In short, someone wanting to change religion in Burma will, if this law is passed, have to submit herself or himself to an inquisition by an assortment of government officials, who will arbitrarily decide whether or not to grant the person interrogated what amounts to an official permission slip to change her or his religion.

It goes without saying that the draft law is designed to prevent Buddhists from converting to other religions, especially Islam, by creating such onerous requirements and establishing through a process of interrogation and intimidation that conversion will be practically impossible. In particular, it aims to stop non-Muslim women from marrying Muslims, by preventing them from converting to Islam before or after marriage. On the other hand, one cannot imagine much resistance on the part of these scrutinizing bodies to the conversion of Christians, Muslims or animists to Buddhism.

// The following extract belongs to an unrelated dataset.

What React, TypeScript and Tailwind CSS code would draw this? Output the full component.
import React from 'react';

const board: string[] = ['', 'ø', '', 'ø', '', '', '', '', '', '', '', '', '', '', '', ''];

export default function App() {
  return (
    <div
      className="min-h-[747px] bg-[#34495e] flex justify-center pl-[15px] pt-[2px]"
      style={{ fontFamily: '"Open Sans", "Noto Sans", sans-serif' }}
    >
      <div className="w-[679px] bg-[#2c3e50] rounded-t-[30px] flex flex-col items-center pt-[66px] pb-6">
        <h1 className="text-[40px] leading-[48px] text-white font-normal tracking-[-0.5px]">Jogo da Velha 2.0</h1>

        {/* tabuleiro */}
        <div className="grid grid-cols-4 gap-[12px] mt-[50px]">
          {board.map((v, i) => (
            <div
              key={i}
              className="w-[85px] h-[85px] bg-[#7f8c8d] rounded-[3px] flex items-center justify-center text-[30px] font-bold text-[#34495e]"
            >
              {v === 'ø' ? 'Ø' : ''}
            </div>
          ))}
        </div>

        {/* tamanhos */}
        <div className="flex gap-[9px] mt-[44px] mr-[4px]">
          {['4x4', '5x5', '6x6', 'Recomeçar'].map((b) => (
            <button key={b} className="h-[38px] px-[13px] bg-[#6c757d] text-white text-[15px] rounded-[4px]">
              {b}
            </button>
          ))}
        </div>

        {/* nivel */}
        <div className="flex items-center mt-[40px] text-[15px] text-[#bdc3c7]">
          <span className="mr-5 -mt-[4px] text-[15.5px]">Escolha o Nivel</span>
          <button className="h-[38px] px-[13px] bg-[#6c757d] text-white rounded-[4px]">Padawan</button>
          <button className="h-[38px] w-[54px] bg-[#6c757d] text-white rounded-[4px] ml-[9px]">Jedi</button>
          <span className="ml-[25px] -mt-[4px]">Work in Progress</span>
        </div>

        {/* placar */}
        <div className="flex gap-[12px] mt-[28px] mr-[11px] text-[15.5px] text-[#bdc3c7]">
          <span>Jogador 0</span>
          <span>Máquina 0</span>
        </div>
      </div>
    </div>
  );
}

On the pretext of protecting the rights of citizens, this law is a further step to their withdrawal. In particular, it is on the pretext of protecting the rights of vulnerable young (Buddhist) women that this law is being put forward to the legislature, and we need not think long or hard to recall other governments in Burma that used exactly the same pretext in their own programs for the denial of rights: the military dictatorships from 1988 to 2011 throughout represented themselves as consisting of benevolent, paternal statesmen above all concerned for the lives, morality and chastity of their young, female citizenry. This population was not allowed to speak, but it was spoken for by these regimes and their collaborators, just as the boards proposed under the current law will presume to speak for the knowledge of persons wanting to convert as to the contents and character of the religions to which they seek to convert. Even more than patriotism, the claim to be protecting the rights of vulnerable young (Buddhist) women is in Burma the refuge of the scoundrel.

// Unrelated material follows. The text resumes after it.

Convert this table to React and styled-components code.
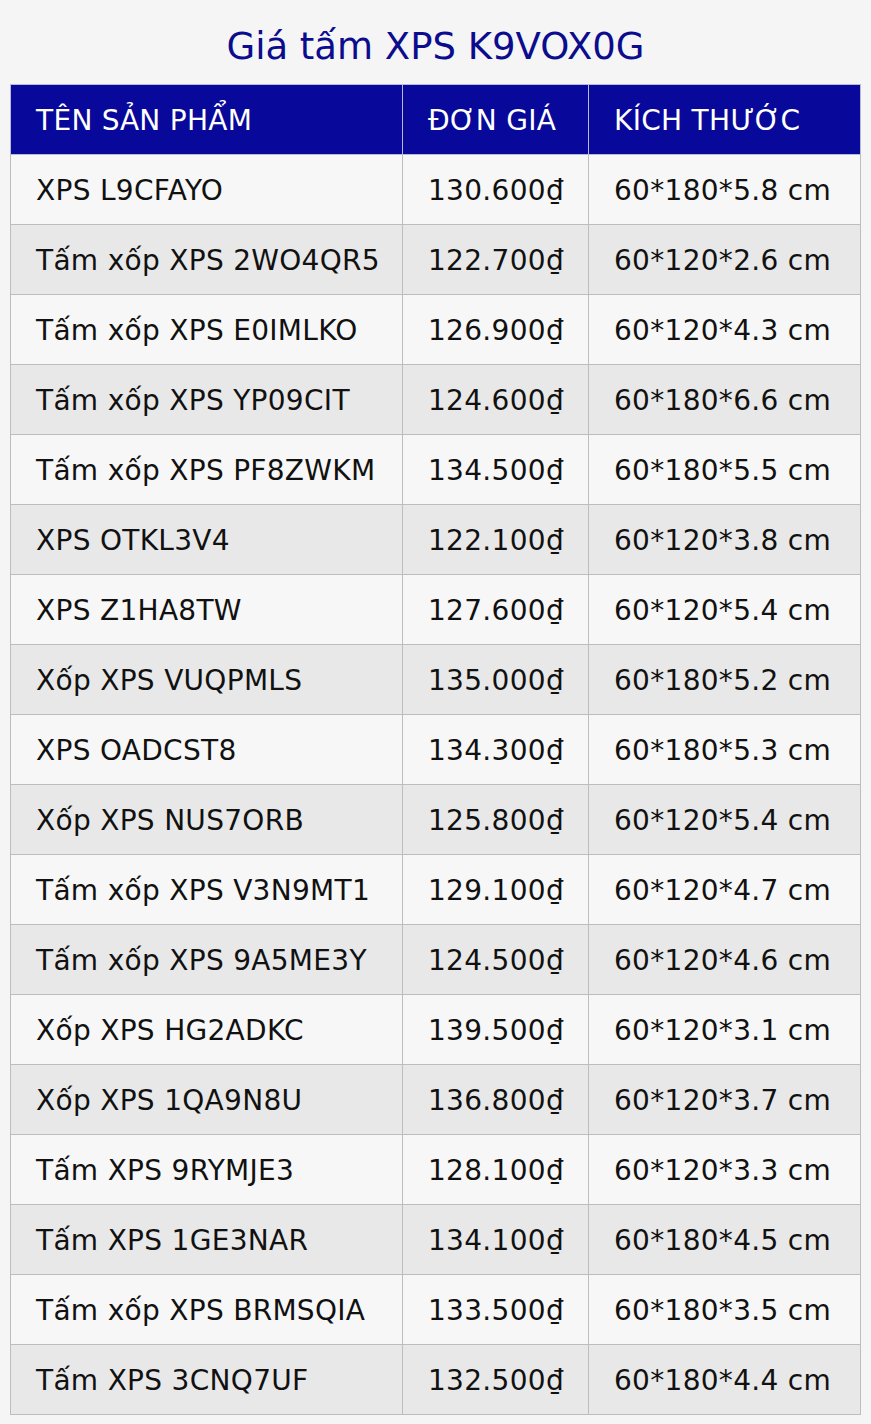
import React from "react";
import styled, { createGlobalStyle } from "styled-components";

const GlobalStyle = createGlobalStyle`
  body {
    margin: 0;
    background: #f5f5f5;
    font-family: "DejaVu Sans", Verdana, sans-serif;
  }
`;

const Page = styled.div`
  padding: 0 10px 10px;
`;

const Title = styled.h1`
  margin: 0;
  padding: 25px 0 15px;
  text-align: center;
  font-size: 37px;
  font-weight: normal;
  line-height: 44px;
  color: #0c0c8e;
`;

const Table = styled.table`
  width: 850px;
  table-layout: fixed;
  border-collapse: collapse;
  font-size: 28px;
  letter-spacing: 0.3px;
`;

const Col = styled.col`
  width: ${(p) => p.$w}px;
`;

const HeadCell = styled.th`
  background: #08089a;
  color: #ffffff;
  font-weight: normal;
  text-align: left;
  padding: 1px 0 0 25px;
  height: 68px;
  border: 1px solid #b8b8d8;
  white-space: nowrap;
`;

const Row = styled.tr`
  background: ${(p) => (p.$alt ? "#e8e8e8" : "#f7f7f7")};
`;

const Cell = styled.td`
  padding: 1px 0 0 25px;
  height: 68px;
  border: 1px solid #bdbdbd;
  color: #111;
  white-space: nowrap;
`;

const rows = [
  ["XPS L9CFAYO", "130.600₫", "60*180*5.8 cm"],
  ["Tấm xốp XPS 2WO4QR5", "122.700₫", "60*120*2.6 cm"],
  ["Tấm xốp XPS E0IMLKO", "126.900₫", "60*120*4.3 cm"],
  ["Tấm xốp XPS YP09CIT", "124.600₫", "60*180*6.6 cm"],
  ["Tấm xốp XPS PF8ZWKM", "134.500₫", "60*180*5.5 cm"],
  ["XPS OTKL3V4", "122.100₫", "60*120*3.8 cm"],
  ["XPS Z1HA8TW", "127.600₫", "60*120*5.4 cm"],
  ["Xốp XPS VUQPMLS", "135.000₫", "60*180*5.2 cm"],
  ["XPS OADCST8", "134.300₫", "60*180*5.3 cm"],
  ["Xốp XPS NUS7ORB", "125.800₫", "60*120*5.4 cm"],
  ["Tấm xốp XPS V3N9MT1", "129.100₫", "60*120*4.7 cm"],
  ["Tấm xốp XPS 9A5ME3Y", "124.500₫", "60*120*4.6 cm"],
  ["Xốp XPS HG2ADKC", "139.500₫", "60*120*3.1 cm"],
  ["Xốp XPS 1QA9N8U", "136.800₫", "60*120*3.7 cm"],
  ["Tấm XPS 9RYMJE3", "128.100₫", "60*120*3.3 cm"],
  ["Tấm XPS 1GE3NAR", "134.100₫", "60*180*4.5 cm"],
  ["Tấm xốp XPS BRMSQIA", "133.500₫", "60*180*3.5 cm"],
  ["Tấm XPS 3CNQ7UF", "132.500₫", "60*180*4.4 cm"],
];

export default function App() {
  return (
    <>
      <GlobalStyle />
      <Page>
        <Title>Giá tấm XPS K9VOX0G</Title>
        <Table>
          <colgroup>
            <Col $w={392} />
            <Col $w={186} />
            <Col $w={272} />
          </colgroup>
          <thead>
            <tr>
              <HeadCell>TÊN SẢN PHẨM</HeadCell>
              <HeadCell>ĐƠN GIÁ</HeadCell>
              <HeadCell>KÍCH THƯỚC</HeadCell>
            </tr>
          </thead>
          <tbody>
            {rows.map((r, i) => (
              <Row key={r[0]} $alt={i % 2 === 1}>
                <Cell>{r[0]}</Cell>
                <Cell>{r[1]}</Cell>
                <Cell>{r[2]}</Cell>
              </Row>
            ))}
          </tbody>
        </Table>
      </Page>
    </>
  );
}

The Asian Human Rights Commission calls for the strongest opposition to this law in Burma, both in the public domain, and in the legislature. It calls for this opposition not only as a matter of concern for the rights of minority religions and the rights of people who want to convert to them, but also as a matter of concern for every person in Burma, since the denials of rights to some groups precipitate the denial of the same to the whole, and since this latest draft law is only the latest in a series of highly regressive, anti-democratic laws to come to Burma’s legislature, speaking to a trend not towards further democratisation, as some ill-informed and naïve observers have claimed, but in the opposite direction, towards the entrenchment of authoritarianism, albeit in more diverse and less explicit forms than in earlier periods.

The AHRC also calls for strong opposition to the law among civil society groups and those concerned with religious freedoms throughout the region, and in international agencies. Although to the outside world the government of Burma will present this law, like laws on protests and farmland before it, as a new development in building a modern and progressive society, the purpose of this technique is to conceal precisely the opposite type of law from view: one aimed at keeping Burma stuck in its past, rather than moving towards a new and better future.